Moe The Stand-In Was No Stooge

On a night when the Detroit Red Wings momentarily found themselves scrambling to find a goaltender, thoughts harkened back to the date a little of 68 years ago when the pinch-hitter deluxe of emergency goalies entered a game involving the Red Wings.

The Wings were playing the Chicago Blackhawks on Nov. 25, 1951. Detroit won the game 5-2 but that wasn’t the big story of the night.

During the first period, Chicago goalie Harry Lumley twisted his knee. He gamely carried on but during the second intermission, it was determined that he couldn’t continue.

In those days, NHL teams carried just one netminder, so Blackhawks assistant trainer Moe Roberts, 45, was pressed into action. He didn’t allow goal during his 20 minutes of work.

Roberts remains the oldest goaltender in NHL history but the crease was far from foreign territory for him.

Nor was pinch-hitting between the pipes.

Many years earlier, Roberts launched his NHL career by also stepping into the breech during an emergency situation.

A top amateur goaltender in the Boston area, Roberts was among the crowd of 4,000 who showed up on Dec. 8, 1925 to watch the hometown Bruins take on the visiting Montreal Maroons.

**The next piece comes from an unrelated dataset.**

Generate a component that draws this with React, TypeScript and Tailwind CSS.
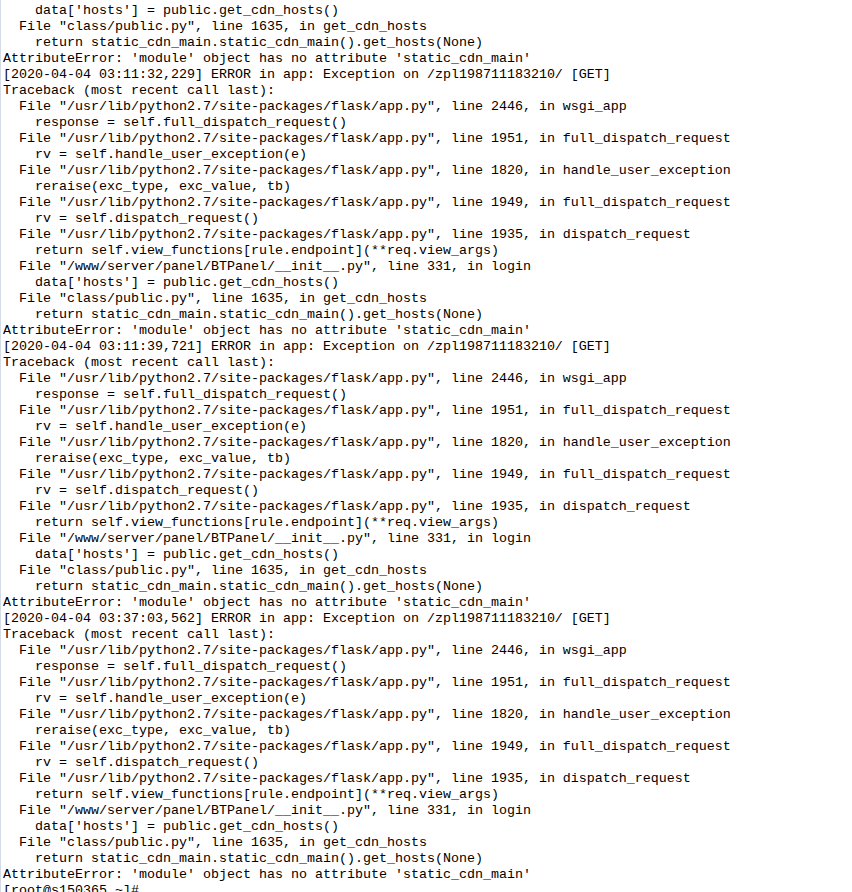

The score was deadlocked 2-2 in the second period when Bruins goalie Charles (Doc) Stewart – himself an interesting character, a dentist by profession who also choose to play goal barefaced and put his molars at risk – lunged out to make a save on Maroons forward Babe Siebert, who accidentally skated across Stewart’s leg, opening a significant gash.

Roberts, who worked as a stick boy and practice goalie for the Bruins, was pressed into action. Just as he would decades later in Chicago, Roberts kept a clean sheet. Jimmy Herbert scored for Boston in the final period and Roberts had himself a 3-2 victory in his NHL debut.

A member of the U.S. Hockey Hall of Fame, Roberts would play one more game for the Bruins and seven for the New York Americans between 1931-34. But his 20-minute stint for Chicago would be his first NHL action since 1934 and his first puckstopping exploits in organized hockey since 1946.